In interviews with The New York Times, study co-author Mario Molina, who was a co-winner of the 1995 Nobel Prize in Chemistry for his work on identifying the man-made chemicals that were eroding the Earth's protective ozone layer, did not back away from the paper's conclusions. "We show in the paper itself that we know things are complicated, we know that there's social distancing, we know that it's sometimes perfect, sometimes not," he said. "Maybe we have some exaggerated sentences here—we're sorry. We should have been a bit more careful with the language."

In addition, the signers of the retraction letter are highly critical of the fact that the article was submitted to the PNAS via the "contributed track," which enables National Academy of Sciences members like Molina to submit both a manuscript and suggested peer reviewers. About 20 percent of PNAS papers are published under this procedure. The journal's editors are awaiting additional information before making a decision about the paper.

As PNAS retraction letter co-signer Harvard emergency medicine physician Jeremy Faust notes on Twitter: "Masks matter. So does good science. Let's do both."

What must be borne in mind is that this fight about the PNAS study's methodology is not over whether or not wearing facemasks is a useful tool in blunting the COVID-19 pandemic. Accumulating evidence shows that wearing facemasks in public does significantly contribute to reducing the spread of COVID-19. For example, a preprint article, "Face Masks Against COVID-19: An Evidence Review" that evaluates the effect on facemask wearing on disease spread notes,

Reducing disease spread requires two things: first, limit contacts of infected individuals via physical distancing and other measures, and second, reduce the transmission probability per contact. The preponderance of evidence indicates that mask wearing reduces the transmissibility per contact by reducing transmission of infected droplets in both laboratory and clinical contexts. Public mask wearing is most effective at reducing spread of the virus when compliance is high. The decreased transmissibility could substantially reduce the death toll and economic impact while the cost of the intervention is low.

A June 16 article in the journal Health Affairs attempts to analyze how facemask mandates in 15 states and the District of Columbia affected before and after COVID-19 confirmed case trends. While their statistical study is more carefully caveated than those in the PNAS article, two University of Iowa public health econometricians after examining the effects of mandates instituted between April 8 and May 5 do report:

Using an event study that examines daily changes in county-level COVID-19 growth rates, the study finds that mandating public use of face masks is associated with a reduction in the COVID-19 daily growth rate. Specifically, we find that the average daily county-level growth rate decreases by 0.9, 1.1, 1.4, 1.7, and 2.0 percentage-points in 1–5, 6–10, 11–15, 16–20, and 21+ days after signing [of such mandates], respectively.
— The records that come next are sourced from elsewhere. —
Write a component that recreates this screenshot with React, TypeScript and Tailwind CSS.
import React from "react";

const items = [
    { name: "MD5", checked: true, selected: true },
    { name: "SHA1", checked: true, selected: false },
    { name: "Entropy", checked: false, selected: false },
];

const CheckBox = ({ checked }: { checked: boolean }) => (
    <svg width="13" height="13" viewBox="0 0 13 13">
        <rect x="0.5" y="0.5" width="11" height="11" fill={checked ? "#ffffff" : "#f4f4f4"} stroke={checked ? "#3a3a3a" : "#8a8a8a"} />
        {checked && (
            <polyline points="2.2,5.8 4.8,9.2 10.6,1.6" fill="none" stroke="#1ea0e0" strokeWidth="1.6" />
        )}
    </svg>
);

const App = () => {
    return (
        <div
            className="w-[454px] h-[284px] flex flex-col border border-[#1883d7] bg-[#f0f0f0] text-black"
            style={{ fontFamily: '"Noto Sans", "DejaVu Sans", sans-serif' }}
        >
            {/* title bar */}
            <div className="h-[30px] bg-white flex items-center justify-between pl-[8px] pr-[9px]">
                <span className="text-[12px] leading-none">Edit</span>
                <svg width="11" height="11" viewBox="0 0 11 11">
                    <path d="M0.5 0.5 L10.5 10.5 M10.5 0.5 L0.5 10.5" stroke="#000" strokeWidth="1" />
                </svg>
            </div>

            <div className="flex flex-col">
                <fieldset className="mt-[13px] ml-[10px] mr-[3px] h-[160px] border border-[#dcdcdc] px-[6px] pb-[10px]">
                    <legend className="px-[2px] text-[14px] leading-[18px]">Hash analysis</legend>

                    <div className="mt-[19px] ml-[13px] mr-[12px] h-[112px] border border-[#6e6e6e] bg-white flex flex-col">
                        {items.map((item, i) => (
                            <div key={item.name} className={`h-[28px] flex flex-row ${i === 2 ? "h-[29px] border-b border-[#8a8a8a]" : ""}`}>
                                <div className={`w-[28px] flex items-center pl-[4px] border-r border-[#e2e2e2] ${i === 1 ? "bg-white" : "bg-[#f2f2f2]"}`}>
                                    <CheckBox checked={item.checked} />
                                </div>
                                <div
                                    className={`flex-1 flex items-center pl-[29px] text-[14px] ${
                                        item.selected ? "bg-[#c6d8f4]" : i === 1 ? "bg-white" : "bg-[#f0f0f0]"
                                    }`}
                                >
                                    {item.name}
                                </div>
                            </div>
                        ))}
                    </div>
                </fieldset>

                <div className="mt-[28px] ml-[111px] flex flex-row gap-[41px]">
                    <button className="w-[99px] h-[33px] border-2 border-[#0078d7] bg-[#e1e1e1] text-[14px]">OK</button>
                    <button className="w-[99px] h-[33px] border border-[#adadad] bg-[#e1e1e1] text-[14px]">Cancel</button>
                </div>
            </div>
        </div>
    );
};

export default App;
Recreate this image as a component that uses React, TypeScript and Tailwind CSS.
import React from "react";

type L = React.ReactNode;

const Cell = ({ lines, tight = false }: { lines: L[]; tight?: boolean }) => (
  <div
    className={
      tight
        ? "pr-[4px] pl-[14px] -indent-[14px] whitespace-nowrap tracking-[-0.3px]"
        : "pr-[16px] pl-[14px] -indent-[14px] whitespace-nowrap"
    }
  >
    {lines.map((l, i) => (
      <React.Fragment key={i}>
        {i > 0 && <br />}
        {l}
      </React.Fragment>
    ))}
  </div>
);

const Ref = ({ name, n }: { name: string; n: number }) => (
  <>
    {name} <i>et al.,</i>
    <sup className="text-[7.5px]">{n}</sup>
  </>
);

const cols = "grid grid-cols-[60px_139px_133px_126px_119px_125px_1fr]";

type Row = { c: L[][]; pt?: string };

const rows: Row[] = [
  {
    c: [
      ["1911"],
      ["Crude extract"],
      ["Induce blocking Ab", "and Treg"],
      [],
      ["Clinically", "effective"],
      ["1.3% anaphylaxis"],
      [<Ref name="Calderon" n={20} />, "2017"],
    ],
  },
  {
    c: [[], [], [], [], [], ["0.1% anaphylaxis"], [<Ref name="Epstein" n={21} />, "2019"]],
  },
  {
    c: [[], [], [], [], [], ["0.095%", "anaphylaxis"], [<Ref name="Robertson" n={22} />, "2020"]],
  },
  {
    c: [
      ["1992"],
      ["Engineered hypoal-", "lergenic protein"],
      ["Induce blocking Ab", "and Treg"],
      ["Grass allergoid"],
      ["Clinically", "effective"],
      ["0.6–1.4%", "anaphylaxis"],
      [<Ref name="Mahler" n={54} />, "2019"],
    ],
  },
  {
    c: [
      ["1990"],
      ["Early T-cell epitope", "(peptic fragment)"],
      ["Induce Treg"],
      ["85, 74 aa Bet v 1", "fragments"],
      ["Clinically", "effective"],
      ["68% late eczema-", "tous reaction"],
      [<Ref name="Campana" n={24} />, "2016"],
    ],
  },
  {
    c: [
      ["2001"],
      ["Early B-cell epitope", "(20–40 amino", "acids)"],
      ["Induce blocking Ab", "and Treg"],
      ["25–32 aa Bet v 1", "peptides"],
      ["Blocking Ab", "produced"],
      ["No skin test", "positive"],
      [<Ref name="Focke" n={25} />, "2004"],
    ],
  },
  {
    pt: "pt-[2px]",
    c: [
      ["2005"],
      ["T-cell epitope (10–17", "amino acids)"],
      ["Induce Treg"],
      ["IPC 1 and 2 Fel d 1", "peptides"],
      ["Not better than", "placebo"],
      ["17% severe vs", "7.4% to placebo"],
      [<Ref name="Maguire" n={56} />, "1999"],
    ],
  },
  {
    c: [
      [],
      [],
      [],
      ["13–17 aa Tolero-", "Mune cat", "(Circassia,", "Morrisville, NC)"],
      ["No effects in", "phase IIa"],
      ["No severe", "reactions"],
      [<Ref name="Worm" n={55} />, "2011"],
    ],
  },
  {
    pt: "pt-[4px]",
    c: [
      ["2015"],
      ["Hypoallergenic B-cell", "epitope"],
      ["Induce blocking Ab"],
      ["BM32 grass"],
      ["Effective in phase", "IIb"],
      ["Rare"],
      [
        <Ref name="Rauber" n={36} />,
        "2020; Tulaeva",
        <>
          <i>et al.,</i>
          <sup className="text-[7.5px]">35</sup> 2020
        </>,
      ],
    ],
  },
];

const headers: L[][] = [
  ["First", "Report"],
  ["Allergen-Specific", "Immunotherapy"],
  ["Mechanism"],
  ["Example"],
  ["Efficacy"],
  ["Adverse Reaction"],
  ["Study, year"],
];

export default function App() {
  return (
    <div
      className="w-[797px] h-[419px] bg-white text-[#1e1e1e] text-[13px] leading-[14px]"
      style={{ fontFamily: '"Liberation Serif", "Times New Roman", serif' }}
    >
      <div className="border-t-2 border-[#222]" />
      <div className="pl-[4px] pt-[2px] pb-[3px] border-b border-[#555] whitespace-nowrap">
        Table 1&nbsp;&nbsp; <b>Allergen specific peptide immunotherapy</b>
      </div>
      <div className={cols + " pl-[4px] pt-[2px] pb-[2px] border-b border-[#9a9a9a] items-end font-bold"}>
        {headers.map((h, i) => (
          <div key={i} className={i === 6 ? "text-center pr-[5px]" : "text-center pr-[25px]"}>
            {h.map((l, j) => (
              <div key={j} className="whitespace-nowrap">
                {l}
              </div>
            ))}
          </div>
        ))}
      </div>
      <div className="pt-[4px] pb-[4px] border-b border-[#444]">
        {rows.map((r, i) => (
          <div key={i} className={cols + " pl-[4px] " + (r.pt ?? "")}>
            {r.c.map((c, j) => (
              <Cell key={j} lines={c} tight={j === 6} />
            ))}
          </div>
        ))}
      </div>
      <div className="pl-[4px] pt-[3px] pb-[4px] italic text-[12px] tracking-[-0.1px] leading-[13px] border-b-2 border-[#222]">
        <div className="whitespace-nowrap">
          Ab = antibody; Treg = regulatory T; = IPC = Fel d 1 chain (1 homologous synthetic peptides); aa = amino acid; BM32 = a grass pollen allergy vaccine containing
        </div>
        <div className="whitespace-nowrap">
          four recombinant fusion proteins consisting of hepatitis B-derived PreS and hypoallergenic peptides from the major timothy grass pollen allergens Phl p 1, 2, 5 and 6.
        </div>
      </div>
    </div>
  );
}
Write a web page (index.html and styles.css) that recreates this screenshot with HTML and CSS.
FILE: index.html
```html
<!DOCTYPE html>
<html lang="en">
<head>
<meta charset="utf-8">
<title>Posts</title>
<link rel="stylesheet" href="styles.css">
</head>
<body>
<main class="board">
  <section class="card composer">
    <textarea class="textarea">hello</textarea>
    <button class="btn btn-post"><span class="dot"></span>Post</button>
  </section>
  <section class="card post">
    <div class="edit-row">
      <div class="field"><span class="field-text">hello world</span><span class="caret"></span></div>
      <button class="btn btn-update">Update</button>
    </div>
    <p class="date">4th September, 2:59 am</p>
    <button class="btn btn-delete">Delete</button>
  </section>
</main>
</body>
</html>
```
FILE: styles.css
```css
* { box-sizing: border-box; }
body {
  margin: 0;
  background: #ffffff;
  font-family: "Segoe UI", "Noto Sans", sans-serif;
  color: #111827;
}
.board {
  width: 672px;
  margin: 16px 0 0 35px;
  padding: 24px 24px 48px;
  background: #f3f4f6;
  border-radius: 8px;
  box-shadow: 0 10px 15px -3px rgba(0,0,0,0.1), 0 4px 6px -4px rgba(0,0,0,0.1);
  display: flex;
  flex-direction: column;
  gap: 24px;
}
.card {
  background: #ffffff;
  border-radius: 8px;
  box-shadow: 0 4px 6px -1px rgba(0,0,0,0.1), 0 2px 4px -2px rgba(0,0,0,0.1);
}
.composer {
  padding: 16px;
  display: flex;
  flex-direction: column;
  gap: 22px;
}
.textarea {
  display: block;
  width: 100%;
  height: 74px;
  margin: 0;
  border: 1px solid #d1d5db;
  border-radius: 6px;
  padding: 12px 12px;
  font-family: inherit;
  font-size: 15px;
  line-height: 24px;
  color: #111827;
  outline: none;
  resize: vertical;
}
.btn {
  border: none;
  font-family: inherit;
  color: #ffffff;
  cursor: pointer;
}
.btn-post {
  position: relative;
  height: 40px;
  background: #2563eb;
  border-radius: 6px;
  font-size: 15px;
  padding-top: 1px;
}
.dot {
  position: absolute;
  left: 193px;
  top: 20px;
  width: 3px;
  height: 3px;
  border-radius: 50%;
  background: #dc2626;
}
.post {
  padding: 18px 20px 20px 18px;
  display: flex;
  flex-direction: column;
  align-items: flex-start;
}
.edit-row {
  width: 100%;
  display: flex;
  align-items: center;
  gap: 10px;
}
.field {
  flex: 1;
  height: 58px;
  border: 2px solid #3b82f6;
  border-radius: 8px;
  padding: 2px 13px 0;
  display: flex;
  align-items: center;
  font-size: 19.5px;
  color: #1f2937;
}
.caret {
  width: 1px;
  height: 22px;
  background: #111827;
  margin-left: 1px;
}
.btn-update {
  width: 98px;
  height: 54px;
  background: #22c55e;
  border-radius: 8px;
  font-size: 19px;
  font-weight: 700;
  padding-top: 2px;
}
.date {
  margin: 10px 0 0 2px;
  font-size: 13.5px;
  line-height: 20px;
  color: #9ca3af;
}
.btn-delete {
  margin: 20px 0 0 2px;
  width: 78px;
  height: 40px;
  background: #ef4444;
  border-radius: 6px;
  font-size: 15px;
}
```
These estimates are not small and represent nearly 16–19% of the effects of other social distancing measures (school closures, bans on large gatherings, shelter-in-place orders, and closures of restaurants, bars, and entertainment venues) after similar periods from their enactment. The estimates suggest increasing effectiveness and benefits from these mandates over time. By May 22, the estimates suggest that as many as 230,000–450,000 COVID-19 cases may have been averted based on when states passed these mandates. Again, the estimates of averted cases should be viewed cautiously as these are sensitive to assumptions and different approaches for transforming the changes in the daily growth rate estimates to cases.

The upshot is that however flawed the PNAS study is, the balance of the scientific evidence strongly suggests that widespread use of facemasks will significantly help reduce the spread of COVID-19.